Generic issues for all these applications:
– these applications are being made to replace phone kiosks placed under Telecoms Apparatus applications. For telecomms apparatus the bulk of income and primary use would need be telecoms. But the vast bulk of use and revenues will be from advertising. On this basis telecoms rules and strategies should be secondary to following advertising consent rules for planning applications.
– the locations of the existing kiosks was motivated by being prominent for people to spot. But that same prominence makes these locations dangerous for much greater advertising prominence causing cognitive overload for people driving past. These advertising hoardings would be significantly safer on straight sections of roads that are not close to junctions or crossings.

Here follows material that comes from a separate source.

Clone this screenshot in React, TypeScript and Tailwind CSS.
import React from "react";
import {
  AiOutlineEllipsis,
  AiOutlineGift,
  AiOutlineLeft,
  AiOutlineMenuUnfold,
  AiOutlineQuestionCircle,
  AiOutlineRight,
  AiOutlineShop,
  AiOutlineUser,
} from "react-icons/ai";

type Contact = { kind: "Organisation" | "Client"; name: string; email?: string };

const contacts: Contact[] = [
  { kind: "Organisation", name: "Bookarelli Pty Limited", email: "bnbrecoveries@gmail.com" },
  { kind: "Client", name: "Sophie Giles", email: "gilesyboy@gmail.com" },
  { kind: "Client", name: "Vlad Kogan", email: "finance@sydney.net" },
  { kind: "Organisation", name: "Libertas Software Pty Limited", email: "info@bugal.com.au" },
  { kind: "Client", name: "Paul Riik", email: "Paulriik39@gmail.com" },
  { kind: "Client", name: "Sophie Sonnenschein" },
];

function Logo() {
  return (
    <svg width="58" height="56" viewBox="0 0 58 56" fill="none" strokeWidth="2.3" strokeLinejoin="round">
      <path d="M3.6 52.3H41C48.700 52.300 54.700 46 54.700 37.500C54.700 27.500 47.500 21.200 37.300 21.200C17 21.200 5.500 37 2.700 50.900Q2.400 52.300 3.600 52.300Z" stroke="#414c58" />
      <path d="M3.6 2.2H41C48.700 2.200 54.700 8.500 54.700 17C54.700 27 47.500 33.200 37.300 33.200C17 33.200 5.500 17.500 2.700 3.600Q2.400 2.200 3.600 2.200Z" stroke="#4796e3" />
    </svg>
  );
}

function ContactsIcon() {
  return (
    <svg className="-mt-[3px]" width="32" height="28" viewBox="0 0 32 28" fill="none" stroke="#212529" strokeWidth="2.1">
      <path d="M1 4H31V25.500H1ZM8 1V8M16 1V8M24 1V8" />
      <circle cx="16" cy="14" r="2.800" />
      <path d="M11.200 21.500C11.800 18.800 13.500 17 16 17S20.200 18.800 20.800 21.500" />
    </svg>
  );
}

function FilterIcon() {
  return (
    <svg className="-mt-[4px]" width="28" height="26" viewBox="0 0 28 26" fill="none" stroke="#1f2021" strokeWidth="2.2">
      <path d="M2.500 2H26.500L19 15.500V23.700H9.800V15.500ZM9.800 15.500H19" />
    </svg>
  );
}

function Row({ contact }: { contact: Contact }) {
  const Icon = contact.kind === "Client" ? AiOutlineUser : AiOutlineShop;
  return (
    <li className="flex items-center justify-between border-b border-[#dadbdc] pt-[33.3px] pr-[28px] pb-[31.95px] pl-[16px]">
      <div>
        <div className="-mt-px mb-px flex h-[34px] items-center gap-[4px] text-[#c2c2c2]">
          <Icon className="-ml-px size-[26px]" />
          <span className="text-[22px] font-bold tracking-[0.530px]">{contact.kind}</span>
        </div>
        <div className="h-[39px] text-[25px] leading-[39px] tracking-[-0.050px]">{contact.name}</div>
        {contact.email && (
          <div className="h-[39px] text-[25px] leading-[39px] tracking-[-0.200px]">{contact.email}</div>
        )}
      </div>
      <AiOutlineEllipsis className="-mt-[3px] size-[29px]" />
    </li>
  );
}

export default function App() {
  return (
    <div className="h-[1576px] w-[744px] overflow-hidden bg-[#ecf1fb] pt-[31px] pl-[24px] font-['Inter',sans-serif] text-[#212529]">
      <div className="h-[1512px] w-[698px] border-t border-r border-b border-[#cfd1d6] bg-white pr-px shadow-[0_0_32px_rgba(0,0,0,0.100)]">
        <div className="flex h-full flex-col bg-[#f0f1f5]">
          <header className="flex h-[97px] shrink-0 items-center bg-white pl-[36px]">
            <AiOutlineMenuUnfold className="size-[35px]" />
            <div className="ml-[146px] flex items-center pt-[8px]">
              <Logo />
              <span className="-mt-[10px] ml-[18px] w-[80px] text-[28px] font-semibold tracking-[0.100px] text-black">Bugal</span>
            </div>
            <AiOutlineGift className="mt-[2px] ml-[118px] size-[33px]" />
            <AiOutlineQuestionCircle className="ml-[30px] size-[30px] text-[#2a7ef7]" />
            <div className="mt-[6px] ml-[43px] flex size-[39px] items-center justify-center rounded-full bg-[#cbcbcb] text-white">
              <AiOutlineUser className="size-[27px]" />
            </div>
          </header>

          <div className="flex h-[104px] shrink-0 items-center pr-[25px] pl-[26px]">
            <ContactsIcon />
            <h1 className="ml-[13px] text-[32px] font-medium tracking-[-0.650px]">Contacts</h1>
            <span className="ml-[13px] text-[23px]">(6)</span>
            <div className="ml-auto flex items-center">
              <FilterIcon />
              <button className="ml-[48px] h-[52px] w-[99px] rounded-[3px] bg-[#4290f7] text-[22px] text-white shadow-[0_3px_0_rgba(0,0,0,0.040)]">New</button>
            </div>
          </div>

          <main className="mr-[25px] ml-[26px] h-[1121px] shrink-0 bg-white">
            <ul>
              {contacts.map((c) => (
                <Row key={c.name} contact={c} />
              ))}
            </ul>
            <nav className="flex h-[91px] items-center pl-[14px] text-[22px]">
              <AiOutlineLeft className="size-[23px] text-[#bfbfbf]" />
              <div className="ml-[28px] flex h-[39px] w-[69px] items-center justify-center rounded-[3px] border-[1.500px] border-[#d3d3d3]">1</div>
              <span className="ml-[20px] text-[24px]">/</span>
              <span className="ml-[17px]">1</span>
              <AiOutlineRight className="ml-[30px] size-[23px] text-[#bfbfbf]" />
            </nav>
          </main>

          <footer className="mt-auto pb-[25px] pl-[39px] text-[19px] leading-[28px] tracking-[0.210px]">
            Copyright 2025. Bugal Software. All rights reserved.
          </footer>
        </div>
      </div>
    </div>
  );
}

– national planning policing encouraging telecomms and IT are aimed at broadband roll out, mobile mast roll-out and deploying fibre optics. These application are clearly advertising hoarding dressed as phone kiosks and these national, regional and borough strategies for telecomms/IT should not be applied to promote this advertising.
– The specs states the screens can operate from 0 to 50 degrees C. Temperatures regularly fall in winter locally below this temperature range.

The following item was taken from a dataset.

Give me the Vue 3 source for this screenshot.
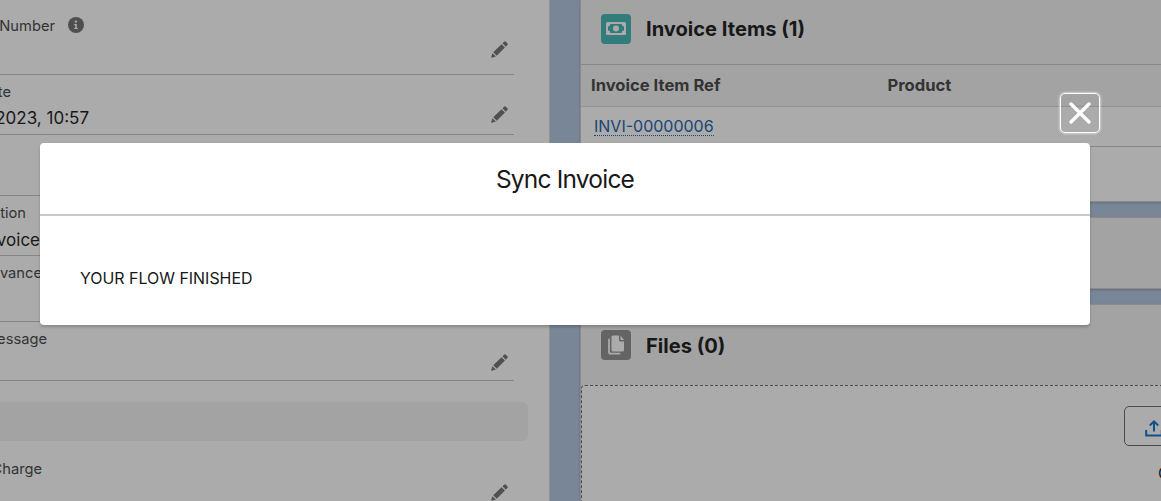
<template>
  <div class="page">
    <main class="record">
      <div v-for="(field, i) in fields" :key="i" class="field" :style="{ height: field.height + 'px' }">
        <div v-if="field.label" class="label">
          <span class="clip" :style="{ width: field.labelEnd + 'px' }">{{ field.label }}</span>
          <svg v-if="field.info" class="info" viewBox="0 0 16 16">
            <circle cx="8" cy="8" r="8" fill="#4f4f4f" />
            <circle cx="7.9" cy="4.6" r="1.2" fill="#ababab" />
            <path d="M6.2 7h2.6v4h1v1H6.2v-1h1V8h-1z" fill="#ababab" />
          </svg>
        </div>
        <div v-if="field.value" class="value">
          <span class="clip" :style="{ width: field.valueEnd + 'px' }">{{ field.value }}</span>
        </div>
        <svg v-if="field.editable" class="pencil" viewBox="0 0 16 16">
          <path d="M.2 15.4 1.3 11.5 4.6 14.7.7 15.8Q0 16 .2 15.4z" />
          <path d="M2.1 10.7 9.9 3.1 13.1 6.2 5.4 13.9z" />
          <path d="M10.8 2.2 12.4.7Q13.2 0 14 .7L15.4 2.2Q16.1 3 15.4 3.8L13.9 5.3z" />
        </svg>
      </div>
      <div class="section"></div>
      <div class="field last">
        <div class="label"><span class="clip charge">Charge</span></div>
        <svg class="pencil" viewBox="0 0 16 16">
          <path d="M.2 15.4 1.3 11.5 4.6 14.7.7 15.8Q0 16 .2 15.4z" />
          <path d="M2.1 10.7 9.9 3.1 13.1 6.2 5.4 13.9z" />
          <path d="M10.8 2.2 12.4.7Q13.2 0 14 .7L15.4 2.2Q16.1 3 15.4 3.8L13.9 5.3z" />
        </svg>
      </div>
    </main>

    <aside class="related">
      <section class="card items">
        <header class="card-head">
          <svg class="icon" viewBox="0 0 30 30">
            <rect width="30" height="30" rx="4" fill="#327d7b" />
            <rect x="5" y="8" width="20" height="13" rx="1.5" fill="#ababab" />
            <path d="M9.4 10h11.2a2.4 2.4 0 0 0 2.4 2.4v4.2a2.4 2.4 0 0 0-2.4 2.4H9.4A2.4 2.4 0 0 0 7 16.6v-4.2A2.4 2.4 0 0 0 9.4 10z" fill="#327d7b" />
            <circle cx="15" cy="14.5" r="3" fill="#ababab" />
          </svg>
          <h2>Invoice Items (1)</h2>
        </header>
        <div class="cols">
          <span class="ref">Invoice Item Ref</span>
          <span>Product</span>
        </div>
        <div class="row"><a>INVI-00000006</a></div>
      </section>
      <section class="card empty"></section>
      <section class="card files">
        <header class="card-head">
          <svg class="icon" viewBox="0 0 30 30">
            <rect width="30" height="30" rx="4" fill="#646464" />
            <path d="M8 9.5v12.5Q8 23.7 9.7 23.7H18.5" fill="none" stroke="#ababab" stroke-width="1.8" stroke-linecap="round" />
            <path d="M12 5.5h6V10Q18 11.500 19.500 11.500H23V20Q23 21.500 21.500 21.500H12Q10.500 21.500 10.500 20V7Q10.500 5.500 12 5.500z" fill="#ababab" />
            <path d="M19.5 5.5v3.7q0 .8.8.8H23z" fill="#ababab" />
          </svg>
          <h2>Files (0)</h2>
        </header>
        <div class="drop">
          <button class="upload">
            <svg viewBox="0 0 18 18">
              <path d="M1.2 11v5.5h15.6V11M9 12.5V2.5M4.8 6.5 9 2.3l4.2 4.2" />
            </svg>
          </button>
          <span class="hint">Or drop files</span>
        </div>
      </section>
    </aside>

    <div class="modal">
      <button class="close">
        <svg viewBox="0 0 22 22"><path d="M2 2 20 20M20 2 2 20" /></svg>
      </button>
      <header class="modal-head"><h1>Sync Invoice</h1></header>
      <div class="modal-body"><span>YOUR FLOW FINISHED</span></div>
    </div>
  </div>
</template>

<script setup>
// heights include the rule under each field
const fields = [
  { height: 75, label: "Number", labelEnd: 55, info: true, editable: true },
  { height: 60, label: "te", labelEnd: 11, value: "2023, 10:57", valueEnd: 89, editable: true },
  { height: 61 },
  { height: 60, label: "tion", labelEnd: 26, value: "voice", valueEnd: 40 },
  { height: 66, label: "vance", labelEnd: 42 },
  { height: 59, label: "essage", labelEnd: 47, editable: true },
];
</script>

<style>
body {
  overflow: hidden;
}
</style>

<style scoped>
* {
  box-sizing: border-box;
}
.page {
  position: relative;
  display: flex;
  gap: 30px;
  width: 1161px;
  height: 501px;
  overflow: hidden;
  background: #798697;
  color: #181818;
  font-family: Inter, "Liberation Sans", sans-serif;
}
.record {
  flex: none;
  width: 550px;
  height: 501px;
  overflow: hidden;
  background: #ababab;
  border-right: 1px solid #929292;
}
.field {
  position: relative;
  width: 514px;
  padding-top: 7px;
  border-bottom: 1px solid #858585;
}
.field:first-child {
  padding-top: 16px;
}
.label {
  display: flex;
  align-items: center;
  gap: 12.5px;
  height: 20px;
  font-size: 14.7px;
  color: #333;
}
.value {
  height: 24px;
  margin-top: 4px;
  font-size: 17px;
  line-height: 24px;
}
.field:nth-child(4) .value {
  margin-top: 5px;
}
.clip {
  display: flex;
  justify-content: flex-end;
  white-space: nowrap;
}
.charge {
  width: 42px;
}
.info {
  width: 16px;
  height: 16px;
  margin-top: -2px;
}
.pencil {
  position: absolute;
  right: 6px;
  bottom: 16px;
  width: 17px;
  height: 17px;
  fill: #505050;
}
.field:nth-child(2) .pencil {
  bottom: 11px;
}
.field:nth-child(6) .pencil {
  bottom: 9px;
}
.section {
  width: 528px;
  height: 39px;
  margin-top: 21px;
  border-radius: 0 6px 6px 0;
  background: #a3a3a3;
}
.last {
  height: 70px;
  padding-top: 18px;
}
.last .pencil {
  bottom: 9px;
}
.related {
  flex: 1;
  display: flex;
  flex-direction: column;
  gap: 15px;
}
.card {
  flex: none;
  border: 1px solid #8b8b8b;
  border-right: 0;
  background: #a3a3a3;
  box-shadow: 0 1px 2px rgba(0, 0, 0, 0.2);
}
.card-head {
  display: flex;
  align-items: center;
  gap: 15px;
  padding-left: 20px;
}
.icon {
  width: 30px;
  height: 30px;
}
h2 {
  margin: 0;
  font-size: 20.1px;
  line-height: 24px;
  font-weight: 700;
}
.items {
  height: 202px;
  border-top: 0;
  background: #ababab;
}
.items .card-head {
  height: 65px;
  padding-bottom: 6px;
  border-bottom: 1px solid #868686;
  background: #a3a3a3;
}
.cols {
  display: flex;
  height: 42px;
  padding-left: 10px;
  border-bottom: 1px solid #929292;
  background: #a3a3a3;
  color: #333;
  font-size: 16.6px;
  line-height: 41px;
  font-weight: 700;
}
.ref {
  width: 296.5px;
}
.row {
  height: 40px;
  padding: 10px 0 0 13px;
  border-bottom: 1px solid #858585;
  font-size: 16px;
  line-height: 18px;
}
.row a {
  display: inline-block;
  color: #174575;
  border-bottom: 1px dotted #174575;
}
.empty {
  height: 72px;
}
.files {
  height: 210px;
}
.files .card-head {
  height: 80px;
}
.files h2 {
  padding-top: 2px;
}
.drop {
  display: flex;
  flex-direction: column;
  gap: 17px;
  height: 140px;
  padding: 20px 0 0 542px;
  border: 1px dashed #4c4c4c;
  border-radius: 4px;
  background: #ababab;
}
.upload {
  flex: none;
  display: flex;
  align-items: center;
  width: 150px;
  height: 40px;
  padding: 3px 0 0 20px;
  border: 1px solid #4c4c4c;
  border-radius: 5px;
  background: none;
}
.upload svg {
  flex: none;
  width: 18px;
  height: 18px;
  fill: none;
  stroke: #124f91;
  stroke-width: 2;
}
.hint {
  padding-left: 34px;
  font-size: 16px;
  white-space: nowrap;
}
.modal {
  position: absolute;
  top: 143px;
  left: 40px;
  width: 1050px;
  height: 182px;
  border-radius: 4px;
  background: #fff;
  box-shadow: 0 2px 3px rgba(0, 0, 0, 0.2);
}
.modal-head {
  height: 73px;
  border-bottom: 2px solid #c9c9c9;
  text-align: center;
}
h1 {
  margin: 0;
  font-size: 24.5px;
  line-height: 73px;
  font-weight: 400;
  letter-spacing: -0.8px;
}
.modal-body {
  padding: 53px 40px 0;
  font-size: 15.95px;
  line-height: 20px;
}
.close {
  position: absolute;
  top: -50px;
  right: -10px;
  display: flex;
  align-items: center;
  justify-content: center;
  width: 40px;
  height: 40px;
  padding: 0;
  border: 1px solid #fff;
  border-radius: 5px;
  background: none;
  box-shadow: 0 0 3px #fff;
}
.close svg {
  width: 22px;
  height: 22px;
  fill: none;
  stroke: #fff;
  stroke-width: 3.3;
  stroke-linecap: round;
}
</style>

Are the screens safe below their safe operating temperatures?
– poor urban design with the proposed new free standing advertising/phone kiosks being much more dominant in the street scape at 2.9m high. This is significantly higher than the 2.2 and 2.4m phone kiosks they replace.
– Protection of amenity. The free phone call offer. The applications give no details about how to ensure unrestricted free phones in the public domain won’t be abused and used to make malicious calls and how these will be stopped.
– un enclosed phones replacing enclosed phone kiosks. At all three sites these proposed free phones are overlooked by victorian flats with single glazing. What measures will be made to avoid these phones ringing and being nuisance – will BT fund double glazing for these flats? Make them outgoing only – especially to avoid use by drug dealers? Have Southwark Police been consulted about potential issues of drug dealing?
– they will bring at best only a very negligible benefit to the area far outweighed by the advertising.
Why hasn’t the applicant stated how important these phone boxes are by stating current revenue per phone box to demonstrate their importance to remain occupying such valuable public highway?
– other advertising companies pay Southwark annual rental to place such advertising hoardings on Southwark pavements.
Why are BT not required to do so?
– no detailed policy of what restrictions and controls on what would be advertised are stated. All are very close to primary and imminently secondary schools for the protection of minors.